Importance of Monitoring
Puppet's 2018 State of DevOps Report highlights making monitoring configurable by the team operating the service as a foundational practice for successful DevOps. Empowering teams to define, manage, and share their own measurement of performance contributes to a culture of continuous improvement.
Another helpful strategy for targeting what caused an incident is reproducing it in a non-production environment. Experiment by modifying variables to isolate the phenomenon. If you modify or remove some input does the incident still occur?
This level of analysis will uncover the superficial causes of the incident. Next, ask why the system was designed in a way to make this possible. Why did those design decisions seem to be the best decisions at the time? Answering these questions will help you uncover root causes.
Here are some questions to help the postmortem owner identify the class of a particular problem:
- Is it an isolated incident or part of a trend?
- Was this a specific bug, a failure in a class of problem we anticipated, or did it uncover a class of issue we did not architecturally anticipate?
- Was there work the team chose not to do in the past that contributed to this incident?
- Research if there were any similar or related incidents in the past. Does this incident demonstrate a larger trend in your system?
- Will this class of issue get worse/more likely as you continue to grow and scale the use of the service?
Though it may not be a root cause, consider the process in your analysis. Did the way that people collaborate, communicate, and/or review work contribute to the incident? This is also an opportunity to evaluate and improve the incident response process. Consider what worked well and didn't work well within the incident response process during the incident.
Write a summary of the findings in the postmortem. The team may find further learnings and identify additional causes through discussion in the meeting, but the owner should do as much pre-work and documentation as possible to ensure a productive discussion.
Questions to Ask#
Below is a non-exhaustive list to help stimulate deep analysis. Ask "how" and "what" questions rather than "who" or "why" to discourage blame and encourage learning.
Cues |
|
Previous Knowledge/Experience |
|
Goals |
|
Assessment |
|
Taking Action |
|
Help |
|
Process |
|
Key Takeaways
- Find contributing factors, not the root cause.
- Focus on the system, not the humans.
- Look for anomalies in monitoring.
- Reproduce and experiment in a non-production environment.
- Don't forget to review your processes.
Follow-Up Actions#
After identifying what caused the incident, ask what needs to be done to prevent this from happening again. Based on your analysis, you may also have proposals to reduce the occurrence of this class of problem, rather than this specific incident from recurring.
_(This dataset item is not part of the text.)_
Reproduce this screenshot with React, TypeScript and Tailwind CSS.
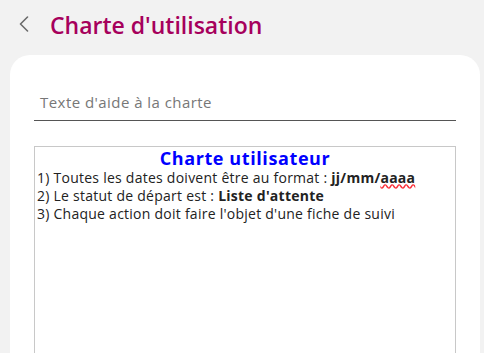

It may not be possible (or worth the effort) to completely eliminate the possibility of this same incident or a similar incident from happening again, so also consider how you can improve detection and mitigation of future incidents. Does the team need better monitoring and alerting around this class of problem so they can respond faster in the future? If this class of incident does happen again, how can the team decrease the severity or duration? Remember to identify any actions that can make the incident response process better, too. Go through the incident history in Slack to find any to-do items raised during the incident and make sure these are documented as tickets as well. (At this phase, you are only opening tickets. There is no expectation that tasks will be completed before the postmortem meeting.)
Create tickets for all proposed follow-up actions in your task management tool. Label all tickets with the postmortem-action-item
label. Provide as much context and proposed direction on the tickets as you can so the team's product owner will have enough information to prioritize the task against other work and the eventual assignee will have enough information to complete the task.
In the ;login: magazine article, "Postmortem Action Items: Plan the Work and Work the Plan," John Lunney, Sue Lueder, and Betsy Beyer write about how Google writes postmortem action items to ensure they are completed quickly and easily. They advise all action items to be written as actionable, specific, and bounded.
- Actionable: Phrase each action item as a sentence starting with a verb. The action should result in a useful outcome.
- Specific: Define each action item's scope as narrowly as possible, making clear what is in and out of scope.
- Bounded: Word each action item to indicate how to tell when it is finished, as opposed to open-ended or ongoing tasks.
Poorly Worded | Better |
---|---|
Investigate monitoring for this scenario. | Actionable: Add alerting for all cases where this service returns >1% errors. |
Fix the issue that caused the outage. | Specific: Handle invalid postal code in user address form input safely. |
Make sure engineer checks that database schema can be parsed before updating. | Bounded: Add automated presubmit check for schema changes. |
Source: ;login: Spring 2017 Vol. 42, No. 1.
If there are any proposed follow-up actions that need discussion before tickets can be created, make a note to add these items to the postmortem meeting agenda. These may be proposals that need team validation or clarification. Discussing these items in the meeting will help decide how best to proceed.
Be careful with creating too many tickets. Only create tickets that are P0/P1s; i.e., tasks that absolutely should be dealt with. There will be some trade-offs here, and that's fine. Sometimes the ROI isn't worth the effort that would go into performing an action that may reduce the recurrence of the incident. When that is the case, it is worth documenting that decision in the postmortem. Understanding why the team is choosing not to perform an action helps avoid learned helplessness.
Note the person who creates the ticket is not responsible for completing it. Tickets are opened under the projects for the teams that own the affected service. At least one representative for all teams that will be responsible for a follow-up action are invited to the postmortem meeting.
Key Takeaways
- What needs to be done to reduce the likelihood of this, or a similar, incident from happening again?
- How can you detect this type of incident sooner?
- How can you decrease the severity or duration of this type of incident?
- Write actionable, specific, and bounded tasks.